Kansas City is about to step onto the world’s biggest stage. This summer, the FIFA World Cup arrives in our backyard, bringing with it an electric mix of global culture, competition, and once-in-a-generation energy. For a city that already knows how to host—whether it’s championships, festivals, or packed parade routes—this moment is both a challenge and a celebration. And it’s already transforming the region in ways big and small.
Every Wednesday in the weeks leading up to kickoff, Kansas City magazine will be diving into everything that makes this World Cup moment uniquely Kansas City. We’ll explore how local businesses are gearing up for an international influx, spotlight the athletes and fans who are shaping the soccer scene here at home, and take you behind the scenes with the organizers, creatives, and civic leaders working to make sure the city is ready for its global close-up.
KC’s Soccer Heritage
Although the city has had a bumpy like-love affair with soccer over the last 50 years, it has never lost its desire for the sport.
Back in the late 60s, when soccer first came to town, it was not the favored go-to sports entertainment in this football-heavy city. Not by a long shot-on-goal.
The city’s first outdoor soccer team, the North American Soccer League’s (NASL) Kansas City Spurs, brought to the city in 1968 through negotiations with Lamar Hunt’s United Soccer Association, limped out of town in 1970 after two years playing in Municipal Stadium. It was unpopular with fans even after an out-of-character 1969 NASL championship win.
Soccer, it seemed, was a no-go in KCMO.
Then lightning in a bottle hit in 1981 when the Kansas City Comets, a Major Indoor Soccer League (MISL) team, rolled out their first home game in Kemper Arena.
It opened like a rock show, blasting out a theme song with a barrage of sweeping laser lights that followed the players as they were introduced by a booming voice. That’s how every home game began. Energetic crowds of 16,000-plus packed Kemper Arena, and the team was cheered on by a new generation of soccer moms, dads and their soccer-team kids. This new legion of Comets’ fans began creating their own suburban soccer leagues.

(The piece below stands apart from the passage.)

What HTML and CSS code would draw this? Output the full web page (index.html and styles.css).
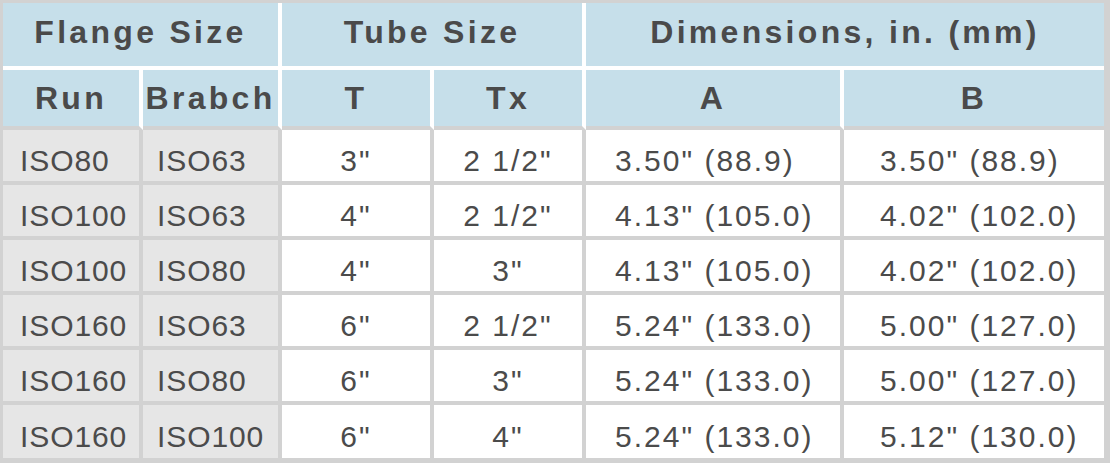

The Comets had their own local beloved hero—Gino Schiraldi, who averaged four goals a game. The Comets’ stats proved they were winners, placing 2nd in the MISL three times and making the playoffs seven out of their 10 years here.
Although fickle fans started staying home, and, in 1991 attendance dropped to 7,000. The Comets shut down. But that failure did not upend KC’s growing soccer presence.
A few years later, soccer found its footing again with the Kansas City Wizards men’s outdoor Major League Soccer (MLS) team in 1997. The Wizards, founded and owned by Lamar Hunt, played first at Arrowhead. Hunt eventually sold the team and it transitioned to what we now know as Sporting KC in 2010 playing at the 18,000-seat Children’s Mercy Park in the Legends shopping district (which changed its name to Sporting Park in 2026). Patrick Mahomes became a co-owner in 2021. Peter Mallouk, CEO of Creative Planning has a majority interest.
The team won the MLS Cup in 2000 and 2013, and the U.S. Open Cup in 2004, 2012, 2015 and 2017.
Then there’s the wildly successful Kansas City Current outdoor National Women’s Soccer League (NWSL) team, founded in 2021 and co-owned by both Patrick and Brittany Mahomes, playing in the CPKC Stadium at the Berkley Riverfront, the first stadium in the world built for a women’s professional sports team.
In the 2025 season, the team set new NWSL records for wins (21), points (65) and shutouts (16) while earning a league-record 11 home victories. They became the first team in NWSL history to sell out every regular season match in 2024, and again in 2025.
Finally, there is a second iteration of the Kansas City Comets, re-introduced in 2010 after their ten-year run in the 1980s, playing ever since at Cable Dahmer stadium.
All this activity has demonstrated an active local soccer fan base that has helped queue up interest from Fédération Internationale de Football Association (FIFA) who selected Kansas City as the host city for six 2026 World Cup championship games this summer.
With professional soccer in KC over the years, fewer mistakes were made and more problems were solved. And maybe that’s as it should be. There’s a saying attributed to Dutch soccer player Johan Cruyff: “Soccer is a game of mistakes. Whoever makes the fewest mistakes wins.”